Etihad was known for its lavish premium cabins and flooding markets with excess capacity. But, in the face of strong competition, high operating costs, unfriendly governments in key markets and some poorly conceived investments in Europe, many experts believe Etihad has never made money.
There was a series of ill fated investments in airlines like Alitalia, Jet Airways and Air Berlin. These were based on a strategy of buying into failing airlines, turning them around and using them to feed traffic into the Etihad network. It didn’t work.
Right now, Etihad cannot match the capacity of its near neighbour rival Emirates, and it cannot match the in-cabin product of Qatar. Etihad is clearly stuck between a rock and a hard place.
Charging passengers for a muffin isn’t new in the aviation business and it’s a bit of a first world problem. But the market has always distinguished between LCCs that charge and full service carriers that don’t. Etihad needs to decide which market it wants to be positioned in.

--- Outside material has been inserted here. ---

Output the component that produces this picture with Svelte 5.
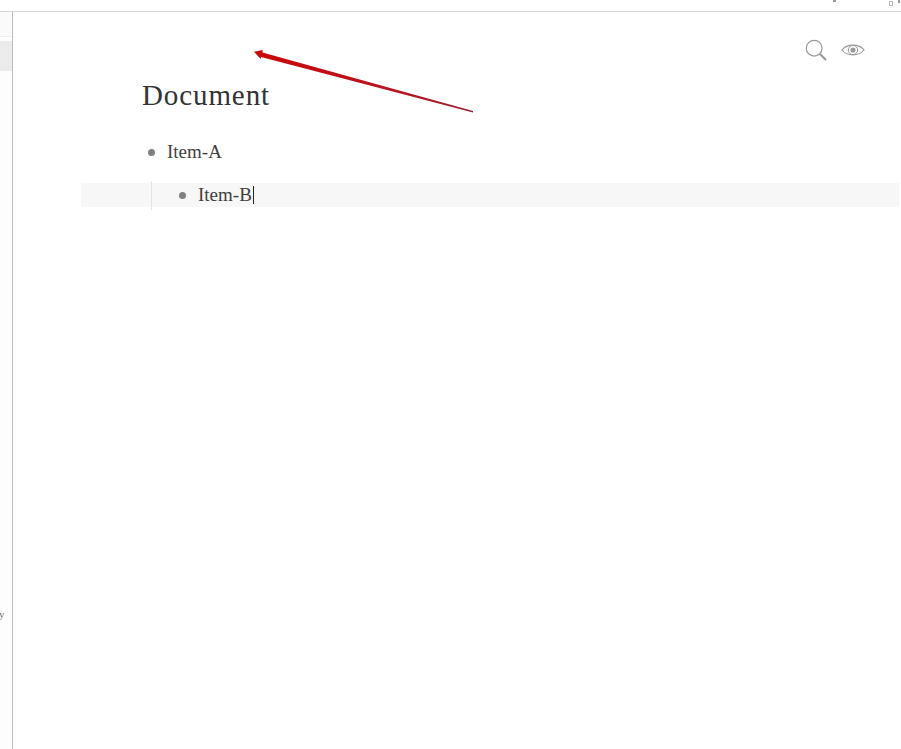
<script>
  let items = ["Item-A"];
</script>

<div class="window">
  <div class="topbar">
    <span class="mark one"></span>
    <span class="mark two"></span>
    <span class="mark three"></span>
  </div>
  <div class="body">
    <aside class="sidebar">
      <div class="row-top"></div>
      <div class="row-active"></div>
      <span class="tick">y</span>
    </aside>
    <main class="page">
      <div class="tools">
        <svg width="22" height="22" viewBox="0 0 24 24" fill="none" stroke="#9c9c9c">
          <circle cx="10" cy="10" r="8.6" stroke-width="1.3" />
          <path d="M16 16 L23 23" stroke-width="2.4" />
        </svg>
        <svg width="24" height="16" viewBox="0 0 24 16" fill="none" stroke="#9a9a9a">
          <path d="M1 8 C6 1.5 18 1.5 23 8 C18 14.5 6 14.5 1 8 Z" stroke-width="1.2" />
          <circle cx="12" cy="8" r="4.6" stroke-width="1" />
          <circle cx="12" cy="8" r="2.6" fill="#9a9a9a" stroke="none" />
        </svg>
      </div>
      <h1>Document</h1>
      {#each items as item}
        <div class="item first"><span class="bullet"></span>{item}</div>
      {/each}
      <div class="current">
        <div class="guide"></div>
        <div class="item nested"><span class="bullet"></span>Item-B<span class="caret"></span></div>
      </div>
    </main>
  </div>
  <svg class="arrow" width="230" height="70" viewBox="0 0 230 70">
    <defs>
      <linearGradient id="fade" x1="0" y1="0" x2="1" y2="0">
        <stop offset="0" stop-color="#cc0808" />
        <stop offset="0.6" stop-color="#b81420" />
        <stop offset="1" stop-color="#9c1c2c" />
      </linearGradient>
    </defs>
    <path d="M3 4.7 L11.7 3 L11.5 5.5 L222 64 L222 65.4 L10 10 L9.7 12 Z" fill="url(#fade)" />
  </svg>
</div>

<style>
  :global(body) {
    background: #fff;
  }

  .window {
    position: relative;
    width: 901px;
    height: 749px;
    overflow: hidden;
    font-family: "Liberation Serif", serif;
    color: #333;
  }

  .topbar {
    position: relative;
    height: 11px;
    border-bottom: 1px solid #d6d6d6;
  }

  .mark {
    position: absolute;
    background: #999;
  }

  .mark.one {
    left: 833px;
    top: 0;
    width: 3px;
    height: 2px;
  }

  .mark.two {
    left: 889px;
    top: 1px;
    width: 4px;
    height: 5px;
    background: none;
    border: 1px solid #bbb;
    box-sizing: border-box;
  }

  .mark.three {
    left: 898px;
    top: 0;
    width: 2px;
    height: 3px;
  }

  .body {
    display: flex;
    height: 737px;
  }

  .sidebar {
    position: relative;
    width: 12px;
    flex: none;
    background: #fdfdfd;
    border-right: 1px solid #bdbdbd;
  }

  .row-top {
    height: 24px;
    background: #fafafa;
    border-bottom: 1px solid #eee;
  }

  .row-active {
    margin-top: 4px;
    height: 30px;
    background: #ececec;
  }

  .tick {
    position: absolute;
    left: -1px;
    top: 596px;
    font-size: 11px;
    color: #777;
  }

  .page {
    flex: 1;
    min-width: 0;
  }

  .tools {
    display: flex;
    justify-content: flex-end;
    align-items: center;
    gap: 14px;
    height: 24px;
    padding: 26px 36px 0 0;
  }

  h1 {
    margin: 14px 0 0 129px;
    font-size: 29px;
    line-height: 38px;
    font-weight: 400;
    letter-spacing: 0.9px;
    color: #333;
  }

  .item {
    display: flex;
    align-items: center;
    font-size: 19px;
    line-height: 24px;
    color: #3f3f3f;
  }

  .first {
    margin: 26px 0 0 135px;
  }

  .bullet {
    width: 7px;
    height: 7px;
    margin-right: 12px;
    border-radius: 50%;
    background: #808080;
  }

  .current {
    position: relative;
    margin: 19px 0 0 68px;
    background: #f7f7f7;
    height: 24px;
    width: 818px;
  }

  .guide {
    position: absolute;
    left: 70px;
    top: -2px;
    height: 29px;
    width: 1px;
    background: #e4e4e4;
  }

  .nested {
    padding-left: 98px;
  }

  .caret {
    width: 1px;
    height: 18px;
    margin-left: 1px;
    background: #222;
  }

  .arrow {
    position: absolute;
    left: 251px;
    top: 47px;
  }
</style>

Etihad appears to be taking a middle road, charging passengers for some things and not for others. The problem is that it’s sending mixed messages.
Etihad still charges premium carrier fares. If I have to choose between Etihad, which is going to be mean with snacks, charge me a fee to choose my seat and quibble about my bags, or an airline like Singapore or Qatar which will look after me all the way to Europe with one all-inclusive fare, I know which carrier I would choose.